The simple way to figure that out is to compile something that uses
printf and look at the assembly, either by using -save-temps or
equivalent or by disassembling the binary.

But, given what sigsetjmp is, sticking a printf in there is likely to
be more difficult than usual.

I know a little about Super-H from some Dreamcast hackery I did a while
back.  I had a look at the .s file you cite - thank you,,
for resisting the stampede to try to ram HTTPS down everyone's
throat[%]! - and, while I can read it, there is too much I don't know
to really claim to understand it.  I can convert the assembly into
English, certainly, but I don't know how much that would help
(especially since it's the machine language, not assembly language, I
know; the SH assembler I've used is my own, with its own syntax, so I'm
having to guess at the meaning of some parts).

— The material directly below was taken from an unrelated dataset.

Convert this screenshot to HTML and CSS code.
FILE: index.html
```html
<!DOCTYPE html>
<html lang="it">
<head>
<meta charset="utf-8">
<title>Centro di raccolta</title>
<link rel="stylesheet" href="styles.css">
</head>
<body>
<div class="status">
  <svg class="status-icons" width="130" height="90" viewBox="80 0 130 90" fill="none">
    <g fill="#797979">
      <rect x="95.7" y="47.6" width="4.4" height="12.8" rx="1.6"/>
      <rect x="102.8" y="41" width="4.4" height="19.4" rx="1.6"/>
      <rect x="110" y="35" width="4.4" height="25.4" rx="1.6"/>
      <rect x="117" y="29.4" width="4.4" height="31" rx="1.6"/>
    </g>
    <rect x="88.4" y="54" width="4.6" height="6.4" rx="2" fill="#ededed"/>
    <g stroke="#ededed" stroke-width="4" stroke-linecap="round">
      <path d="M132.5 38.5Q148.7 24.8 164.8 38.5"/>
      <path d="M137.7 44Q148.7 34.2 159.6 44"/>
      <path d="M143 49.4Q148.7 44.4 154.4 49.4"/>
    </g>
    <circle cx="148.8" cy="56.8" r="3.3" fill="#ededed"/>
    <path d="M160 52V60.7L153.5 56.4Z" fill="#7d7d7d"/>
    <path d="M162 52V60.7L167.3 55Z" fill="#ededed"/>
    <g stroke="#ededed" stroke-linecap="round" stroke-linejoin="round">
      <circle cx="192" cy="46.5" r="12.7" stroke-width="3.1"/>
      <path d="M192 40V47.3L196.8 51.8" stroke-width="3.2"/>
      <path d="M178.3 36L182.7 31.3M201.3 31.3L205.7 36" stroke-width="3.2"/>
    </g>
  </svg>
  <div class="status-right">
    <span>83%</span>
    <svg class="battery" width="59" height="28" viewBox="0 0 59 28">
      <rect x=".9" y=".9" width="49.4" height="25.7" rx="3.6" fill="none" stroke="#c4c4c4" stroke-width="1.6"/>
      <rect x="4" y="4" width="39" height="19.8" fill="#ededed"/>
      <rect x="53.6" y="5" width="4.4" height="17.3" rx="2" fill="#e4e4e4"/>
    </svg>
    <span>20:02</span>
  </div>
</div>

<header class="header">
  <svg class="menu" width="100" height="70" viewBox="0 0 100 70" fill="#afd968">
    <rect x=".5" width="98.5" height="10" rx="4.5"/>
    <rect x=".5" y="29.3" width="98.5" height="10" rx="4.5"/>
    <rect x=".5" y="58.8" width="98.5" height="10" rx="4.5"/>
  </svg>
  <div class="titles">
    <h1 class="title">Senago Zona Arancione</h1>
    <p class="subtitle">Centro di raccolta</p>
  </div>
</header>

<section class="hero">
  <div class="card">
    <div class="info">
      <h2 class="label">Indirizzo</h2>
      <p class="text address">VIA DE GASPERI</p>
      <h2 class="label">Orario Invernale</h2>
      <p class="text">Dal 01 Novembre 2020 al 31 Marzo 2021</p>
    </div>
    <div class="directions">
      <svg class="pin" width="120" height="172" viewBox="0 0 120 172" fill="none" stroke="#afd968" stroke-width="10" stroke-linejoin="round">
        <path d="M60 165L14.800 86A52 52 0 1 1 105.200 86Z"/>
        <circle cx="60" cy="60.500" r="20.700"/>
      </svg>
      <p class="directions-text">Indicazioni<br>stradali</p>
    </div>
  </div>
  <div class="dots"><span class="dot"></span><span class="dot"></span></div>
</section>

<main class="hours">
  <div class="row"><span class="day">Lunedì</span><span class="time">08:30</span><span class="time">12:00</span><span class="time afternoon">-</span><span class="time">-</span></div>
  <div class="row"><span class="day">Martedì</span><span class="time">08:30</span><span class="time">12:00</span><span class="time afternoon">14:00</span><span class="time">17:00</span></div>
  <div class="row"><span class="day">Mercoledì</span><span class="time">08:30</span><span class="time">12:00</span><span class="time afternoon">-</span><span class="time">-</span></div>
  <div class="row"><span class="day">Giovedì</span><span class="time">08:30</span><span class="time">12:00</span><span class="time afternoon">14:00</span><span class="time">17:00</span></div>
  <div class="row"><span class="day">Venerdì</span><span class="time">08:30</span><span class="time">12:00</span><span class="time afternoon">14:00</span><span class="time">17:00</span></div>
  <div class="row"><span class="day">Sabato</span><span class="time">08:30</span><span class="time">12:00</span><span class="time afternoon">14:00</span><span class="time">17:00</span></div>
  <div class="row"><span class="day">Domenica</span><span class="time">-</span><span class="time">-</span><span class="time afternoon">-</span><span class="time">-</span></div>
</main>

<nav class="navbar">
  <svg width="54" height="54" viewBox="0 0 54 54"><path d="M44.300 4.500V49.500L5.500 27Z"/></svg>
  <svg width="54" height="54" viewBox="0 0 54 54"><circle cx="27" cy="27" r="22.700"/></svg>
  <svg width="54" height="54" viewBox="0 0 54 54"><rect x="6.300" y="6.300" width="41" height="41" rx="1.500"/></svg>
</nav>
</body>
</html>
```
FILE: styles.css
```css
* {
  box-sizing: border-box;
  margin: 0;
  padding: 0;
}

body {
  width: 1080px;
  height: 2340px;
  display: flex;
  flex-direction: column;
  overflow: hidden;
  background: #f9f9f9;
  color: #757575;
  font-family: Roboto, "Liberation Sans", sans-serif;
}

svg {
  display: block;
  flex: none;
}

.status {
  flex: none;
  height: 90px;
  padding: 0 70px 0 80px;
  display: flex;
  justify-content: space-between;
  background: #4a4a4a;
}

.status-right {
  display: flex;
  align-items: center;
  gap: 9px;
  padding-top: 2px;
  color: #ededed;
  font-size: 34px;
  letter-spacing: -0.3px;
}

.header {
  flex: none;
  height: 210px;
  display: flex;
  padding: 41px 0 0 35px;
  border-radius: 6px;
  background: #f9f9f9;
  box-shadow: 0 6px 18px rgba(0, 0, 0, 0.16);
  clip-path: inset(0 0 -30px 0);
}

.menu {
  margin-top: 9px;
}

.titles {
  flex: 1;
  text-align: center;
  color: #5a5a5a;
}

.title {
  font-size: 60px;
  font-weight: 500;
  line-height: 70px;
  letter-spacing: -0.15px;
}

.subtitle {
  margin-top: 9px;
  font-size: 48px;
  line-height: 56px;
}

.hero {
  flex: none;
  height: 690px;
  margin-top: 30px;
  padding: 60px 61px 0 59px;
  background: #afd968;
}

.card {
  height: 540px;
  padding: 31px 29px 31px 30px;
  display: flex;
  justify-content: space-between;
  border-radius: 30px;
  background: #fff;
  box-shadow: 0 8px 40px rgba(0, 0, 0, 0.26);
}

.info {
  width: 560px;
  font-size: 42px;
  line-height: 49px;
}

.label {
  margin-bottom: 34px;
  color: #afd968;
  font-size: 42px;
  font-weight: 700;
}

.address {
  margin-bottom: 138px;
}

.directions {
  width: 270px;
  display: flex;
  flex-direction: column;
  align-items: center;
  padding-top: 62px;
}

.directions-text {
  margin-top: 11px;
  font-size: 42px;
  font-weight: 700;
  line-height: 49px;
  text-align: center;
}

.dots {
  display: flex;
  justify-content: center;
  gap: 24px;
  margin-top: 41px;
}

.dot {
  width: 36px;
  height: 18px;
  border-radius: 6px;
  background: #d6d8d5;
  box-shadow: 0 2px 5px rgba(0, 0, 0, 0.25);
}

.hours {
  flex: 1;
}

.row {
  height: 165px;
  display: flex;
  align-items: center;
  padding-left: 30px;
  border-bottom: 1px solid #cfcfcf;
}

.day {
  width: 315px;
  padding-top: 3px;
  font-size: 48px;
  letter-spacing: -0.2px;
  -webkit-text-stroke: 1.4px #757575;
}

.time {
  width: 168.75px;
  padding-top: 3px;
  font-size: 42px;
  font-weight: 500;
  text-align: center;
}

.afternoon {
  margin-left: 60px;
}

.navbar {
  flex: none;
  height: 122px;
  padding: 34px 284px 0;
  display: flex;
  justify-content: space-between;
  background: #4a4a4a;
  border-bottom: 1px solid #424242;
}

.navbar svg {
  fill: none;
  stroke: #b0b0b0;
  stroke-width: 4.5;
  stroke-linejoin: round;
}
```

[%] Having HTTP support meant I could just look at the http: version
    instead of needing to wait until I could use a work machine.

> (The problem with trying to configure the kernel to produce core
> dumps and compare against the readelf -d output is it's running as
> PID 1.  [...])

Why is that a problem?  I don't see any statement of what kernel you're
running under, but I can think of two plausible reasons offhand: (1)
the kernel refuses to coredump PID 1 under any circumstances or (2)
there's no writable filesytem to take a coredump on at that point.

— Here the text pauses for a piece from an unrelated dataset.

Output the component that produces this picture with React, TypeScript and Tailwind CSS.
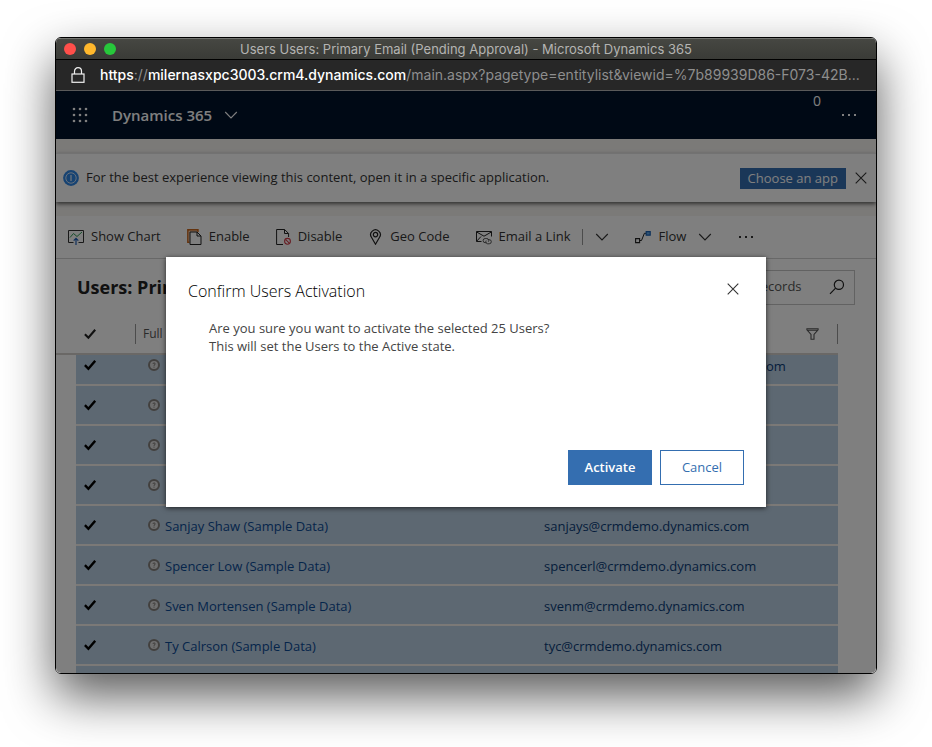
import type { ReactNode } from 'react';

type User = { name: string; email: string };

const users: User[] = [
  { name: 'Molly Clark (Sample Data)', email: 'mollyclark.hq@crmdemo.dynamics.com' },
  { name: 'Nancy Anderson (Sample Data)', email: 'nancya@crmdemo.dynamics.com' },
  { name: 'Renee Lo (Sample Data)', email: 'reneel@crmdemo.dynamics.com' },
  { name: 'Robert Lyon (Sample Data)', email: 'robertl@crmdemo.dynamics.com' },
  { name: 'Sanjay Shaw (Sample Data)', email: 'sanjays@crmdemo.dynamics.com' },
  { name: 'Spencer Low (Sample Data)', email: 'spencerl@crmdemo.dynamics.com' },
  { name: 'Sven Mortensen (Sample Data)', email: 'svenm@crmdemo.dynamics.com' },
  { name: 'Ty Calrson (Sample Data)', email: 'tyc@crmdemo.dynamics.com' },
  { name: '', email: '' },
];

function Lock() {
  return (
    <svg className="h-4 w-3.5 shrink-0" viewBox="0 0 14 16" fill="none" stroke="#f0f0f0" strokeWidth="1.2">
      <rect x="1" y="7" width="12" height="8.3" />
      <path d="M3.5 7V4.2a3.5 3.5 0 0 1 7 0V7" />
    </svg>
  );
}

function Waffle() {
  const dots = [2, 8, 14];
  return (
    <svg className="size-4" viewBox="0 0 16 16" fill="#ffffff">
      {dots.map((y) => dots.map((x) => <circle key={`${x}-${y}`} cx={x} cy={y} r="1.3" />))}
    </svg>
  );
}

function Chevron() {
  return (
    <svg className="h-2 w-3.5" viewBox="0 0 14 8" fill="none" stroke="currentColor" strokeWidth="1.1">
      <path d="M1.2 1L7 6.9 12.8 1" />
    </svg>
  );
}

function Cross() {
  return (
    <svg className="size-3" viewBox="0 0 12 12" fill="none" stroke="currentColor" strokeWidth="1.1">
      <path d="M.7.7l10.6 10.6M11.3.7L.7 11.3" />
    </svg>
  );
}

function Dots() {
  return (
    <svg className="h-2 w-4" viewBox="0 0 16 8" fill="currentColor">
      <path d="M1 3h2v2H1zM7 3h2v2H7zM13 3h2v2h-2z" />
    </svg>
  );
}

function Check({ bold = true }: { bold?: boolean }) {
  return (
    <svg className="block h-3 w-3" viewBox="0 0 12 12" fill="none" stroke={bold ? '#000000' : '#222222'} strokeWidth={bold ? 2.4 : 2.1}>
      <path d="M.9 6.2l3.5 3.6L11.2 1.8" />
    </svg>
  );
}

function InfoIcon() {
  return (
    <svg className="size-4 shrink-0" viewBox="0 0 16 16" fill="none">
      <circle cx="8" cy="8" r="7.9" fill="#2f86e4" />
      <circle cx="8" cy="8" r="5.2" stroke="#cfe2f7" strokeWidth="1" />
      <path d="M8 5v6" stroke="#cfe2f7" strokeWidth="1.4" />
    </svg>
  );
}

function ChartIcon() {
  return (
    <svg className="size-4" viewBox="0 0 16 16" fill="none">
      <path d="M5.5 13.5h-5v-12h15v12h-5" stroke="#333333" />
      <path d="M2 8.5l3.5-4 3.5 3 5-4.5" stroke="#2f9e58" />
      <path d="M8 16V9.5M5.7 11.6L8 9.3l2.3 2.3" stroke="#1f5fb8" strokeWidth="1.2" />
    </svg>
  );
}

function EnableIcon() {
  return (
    <svg className="h-4 w-[15px]" viewBox="0 0 15 16" fill="none">
      <path d="M2.5 13.2H.9V.9h10v2" stroke="#c9661c" strokeWidth="1.6" />
      <path d="M2.2 12.4V2.2h8.2" stroke="#f0b07a" strokeWidth=".8" />
      <path d="M3 3h7l4 4v8.5H3z" stroke="#222222" />
      <path d="M10 3v4h4" stroke="#222222" />
    </svg>
  );
}

function DisableIcon() {
  return (
    <svg className="h-4 w-[15px]" viewBox="0 0 15 16" fill="none">
      <path d="M7 15.5H.6V.5h8l4 4V8" stroke="#222222" />
      <path d="M8.5.5v4h4" stroke="#222222" />
      <circle cx="11.5" cy="12.3" r="2.9" stroke="#cf3a46" strokeWidth="1.1" />
      <path d="M9.5 10.3l4 4" stroke="#cf3a46" strokeWidth="1.1" />
    </svg>
  );
}

function PinIcon() {
  return (
    <svg className="h-4 w-[15px]" viewBox="0 0 15 16" fill="none" stroke="#222222" strokeWidth="1.2">
      <path d="M7.5 15.2L3.6 8.5a4.8 4.8 0 1 1 7.8 0z" />
      <circle cx="7.5" cy="5.6" r="2.2" />
    </svg>
  );
}

function MailIcon() {
  return (
    <svg className="size-4" viewBox="0 0 16 16" fill="none" stroke="#222222">
      <path d="M5.5 12.5h-5v-10h15v5" />
      <path d="M.7 3L8 7.2 15.3 3M.7 12.2L5 7.5" />
      <path d="M10.6 13.7H9.2a2.1 2.1 0 0 1 0-4.2h1.6a2 2 0 0 1 1.6 3.2M11.6 10.6h1.6a2.1 2.1 0 0 1 0 4.2h-1.6a2 2 0 0 1-1.4-3.2" stroke="#444444" strokeWidth=".9" />
    </svg>
  );
}

function FlowIcon() {
  return (
    <svg className="size-4" viewBox="0 0 16 16" fill="none">
      <path d="M.6 9.6h4v4h-4z" stroke="#222222" strokeWidth="1.1" />
      <path d="M4.8 11.5h1.7l2.9-7.2h1.9" stroke="#222222" />
      <path d="M11.2 2.6h4v3.6h-4z" fill="#62a8ea" stroke="#1b62b5" strokeWidth="1.2" />
    </svg>
  );
}

function SearchIcon() {
  return (
    <svg className="size-4 shrink-0" viewBox="0 0 16 16" fill="none" stroke="#222222" strokeWidth="1.2">
      <circle cx="9.9" cy="5.8" r="4.6" />
      <path d="M6.6 9.2L1 14.9" />
    </svg>
  );
}

function FilterIcon() {
  return (
    <svg className="h-3 w-[13px]" viewBox="0 0 13 12" fill="none" stroke="#555555" strokeWidth="1.1">
      <path d="M.9.7h11.2v1.1L8 6.4v4.9H5V6.4L.9 1.8zM1 2.2h11" />
    </svg>
  );
}

function UnknownIcon() {
  return (
    <svg className="mb-0.5 size-3 shrink-0" viewBox="0 0 12 12" fill="none">
      <circle cx="6" cy="6" r="5" fill="#dcdcdc" stroke="#85807c" strokeWidth="2" />
      <path d="M4.9 4.9c.2-1.3 2.4-1.2 2.3.1C7.1 5.8 6 5.8 6 6.8M6 7.7v.9" stroke="#6a6560" strokeWidth=".9" />
    </svg>
  );
}

function Command({ icon, children }: { icon: ReactNode; children: ReactNode }) {
  return (
    <button type="button" className="flex items-center gap-[7px]">
      {icon}
      <span>{children}</span>
    </button>
  );
}

function BrowserChrome() {
  return (
    <header className="font-['Inter',sans-serif]">
      <div className="relative flex h-[22px] items-center justify-center border-t border-b border-t-[#72736f] border-b-black bg-linear-to-b from-[#464742] to-[#3a3b37] px-2">
        <div className="absolute left-2 flex gap-2">
          <span className="size-3 rounded-full bg-[#ff4f4a]" />
          <span className="size-3 rounded-full bg-[#ffb82c]" />
          <span className="size-3 rounded-full bg-[#27c83b]" />
        </div>
        <h1 className="truncate text-[13px] leading-5 text-[#b4b4b2]">
          Users Users: Primary Email (Pending Approval) - Microsoft Dynamics 365
        </h1>
      </div>
      <div className="flex h-[31px] items-center gap-[15px] border-b border-[#5a5a5a] bg-[#272727] pr-2 pl-[15px]">
        <Lock />
        <p className="truncate text-sm text-[#8e8e8e]">
          <span className="font-medium text-white">https</span>://
          <span className="font-medium text-white">milernasxpc3003.crm4.dynamics.com</span>
          /main.aspx?pagetype=entitylist&amp;viewid=%7b89939D86-F073-42B...
        </p>
      </div>
    </header>
  );
}

function NavBar() {
  return (
    <nav className="flex h-12 items-center bg-[#00122a] pr-[19px] pl-4 text-white">
      <button type="button" aria-label="App launcher">
        <Waffle />
      </button>
      <button type="button" className="ml-6 flex items-center gap-3 text-[15px] font-semibold">
        Dynamics 365
        <Chevron />
      </button>
      <span className="mb-7 ml-auto text-sm leading-5">0</span>
      <button type="button" aria-label="More" className="ml-5">
        <Dots />
      </button>
    </nav>
  );
}

function Banner() {
  return (
    <section className="flex h-[49px] items-center border-t border-[#e4e4e4] bg-white pr-[9px] pl-[7px] shadow-[0_2px_4px_rgba(0,0,0,0.6)]">
      <InfoIcon />
      <p className="ml-[7px] truncate">
        For the best experience viewing this content, open it in a specific application.
      </p>
      <button type="button" className="ml-auto h-[21px] shrink-0 bg-[#346eb0] px-2 leading-[21px] text-white">
        Choose an app
      </button>
      <button type="button" aria-label="Dismiss" className="ml-[9px]">
        <Cross />
      </button>
    </section>
  );
}

function CommandBar() {
  return (
    <div className="flex h-[43px] items-center gap-[26px] border-b border-[#d0d0d0] bg-white px-3">
      <Command icon={<ChartIcon />}>Show Chart</Command>
      <Command icon={<EnableIcon />}>Enable</Command>
      <Command icon={<DisableIcon />}>Disable</Command>
      <Command icon={<PinIcon />}>Geo Code</Command>
      <div className="flex items-center gap-3">
        <Command icon={<MailIcon />}>Email a Link</Command>
        <span className="h-4 w-px bg-[#999999]" />
        <button type="button" aria-label="More email options">
          <Chevron />
        </button>
      </div>
      <div className="flex items-center gap-3">
        <Command icon={<FlowIcon />}>Flow</Command>
        <button type="button" aria-label="More flow options">
          <Chevron />
        </button>
      </div>
      <button type="button" aria-label="More commands">
        <Dots />
      </button>
    </div>
  );
}

function UserGrid() {
  return (
    <main className="min-h-0 flex-1 overflow-hidden bg-white">
      <div className="flex h-14 items-center justify-between px-[21px]">
        <h2 className="text-lg font-bold text-[#222222]">Users: Primary Email</h2>
        <label className="flex h-[35px] w-[178px] items-center border border-[#c4c4c4] pr-[9px] pl-3">
          <input
            type="search"
            aria-label="Search for records"
            placeholder="Search for records"
            className="w-full min-w-0 bg-transparent outline-none placeholder:text-[#555555]"
          />
          <SearchIcon />
        </label>
      </div>
      <div className="pr-[38px]">
        <table className="w-full table-fixed border-separate border-spacing-0 text-left">
          <colgroup>
            <col className="w-5" />
            <col className="w-[59px]" />
            <col className="w-[401px]" />
            <col />
          </colgroup>
          <thead>
            <tr className="h-10 text-xs text-[#555555]">
              <td className="border-b-2 border-[#d4d0cc]" />
              <th className="border-b-2 border-[#d4d0cc] pl-2">
                <Check bold={false} />
              </th>
              <th className="border-b-2 border-[#d4d0cc] font-normal">
                <span className="block border-l border-[#999999] pl-[7px] leading-5">Full Name</span>
              </th>
              <th className="border-b-2 border-[#d4d0cc] font-normal">
                <span className="flex items-center justify-between border-r border-[#999999] pr-[18px] pl-2 leading-5">
                  Primary Email
                  <FilterIcon />
                </span>
              </th>
            </tr>
          </thead>
          <tbody>
            {users.map((user) => (
              <tr key={user.email} className="h-10 first:h-[31px]">
                <td />
                <td className="border-b-2 border-[#f6f3ef] bg-[#bad0e4] pb-[13px] pl-2 align-bottom">
                  <Check />
                </td>
                <td className="border-b-2 border-[#f6f3ef] bg-[#bad0e4] pb-[7px] pl-[13px] align-bottom">
                  <div className="flex items-center gap-[5px] leading-[22px]">
                    <UnknownIcon />
                    <a href="#user" className="text-[#0a4a96]">
                      {user.name}
                    </a>
                  </div>
                </td>
                <td className="border-b-2 border-[#f6f3ef] bg-[#bad0e4] pb-[7px] pl-2 align-bottom leading-[22px]">
                  <a href="#email" className="text-[#0b3c78]">
                    {user.email}
                  </a>
                </td>
              </tr>
            ))}
          </tbody>
        </table>
      </div>
    </main>
  );
}

function ConfirmDialog() {
  return (
    <div className="absolute inset-0 flex items-center justify-center bg-black/50">
      <section
        role="dialog"
        aria-modal="true"
        aria-labelledby="dialog-title"
        className="flex h-[250px] w-[600px] max-w-full flex-col bg-white p-[22px] shadow-[0_1px_5px_rgba(0,0,0,0.7)]"
      >
        <div className="flex items-start justify-between">
          <h2 id="dialog-title" className="text-base font-light text-black">
            Confirm Users Activation
          </h2>
          <button type="button" aria-label="Close" className="mt-1 mr-[5px] text-[#333333]">
            <Cross />
          </button>
        </div>
        <p className="mt-4 pl-[21px] leading-[18px] text-[#444444]">
          Are you sure you want to activate the selected 25 Users?
          <br />
          This will set the Users to the Active state.
        </p>
        <div className="mt-auto flex justify-end gap-2">
          <button type="button" className="h-[35px] w-[84px] border border-[#346eb0] bg-[#346eb0] font-semibold text-white">
            Activate
          </button>
          <button type="button" className="h-[35px] w-[84px] border border-[#346eb0] bg-white text-[#346eb0]">
            Cancel
          </button>
        </div>
      </section>
    </div>
  );
}

export default function App() {
  return (
    <div className="flex h-screen flex-col overflow-hidden bg-white px-[55px] pt-[37px] pb-[73px]">
      <div className="flex min-h-0 flex-1 flex-col overflow-hidden rounded-md border border-black shadow-[0_22px_50px_rgba(0,0,0,0.65)]">
        <BrowserChrome />
        <div className="relative flex min-h-0 flex-1 flex-col bg-[#f6f4f1] font-['Open_Sans',sans-serif] text-[13px] text-[#333333]">
          <NavBar />
          <div className="py-3.5">
            <Banner />
          </div>
          <CommandBar />
          <UserGrid />
          <ConfirmDialog />
        </div>
      </div>
    </div>
  );
}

To address (1), I'd just build a kernel with that test diked out.

To address (2), I'd normally netboot.  It that's not feasible for some
reason, I'd probably hack on the kernel to remount / read-write before
starting userland.

Of course, you said qemu-something, so you are presumably running under
emulation.  In principle, you could figure this out from emulator
traces, but that is likely to be both extremely difficult and extremely

But - you said memset-to-zero on the struct ran but didn't stop it from
failing.  I'd try memset to various other values, to see if you can
find one that makes it stop crashing.  If so, maybe the do two runs,
one with it memset to one value and one with it set to another, take
instruction traces, and see where they differ...?

> It would be really nice if somebody who understood the assembly could
> spot something...

Well, as I said, I can read it, mostly, but I don't know enough of the
context to know whether it's right or not.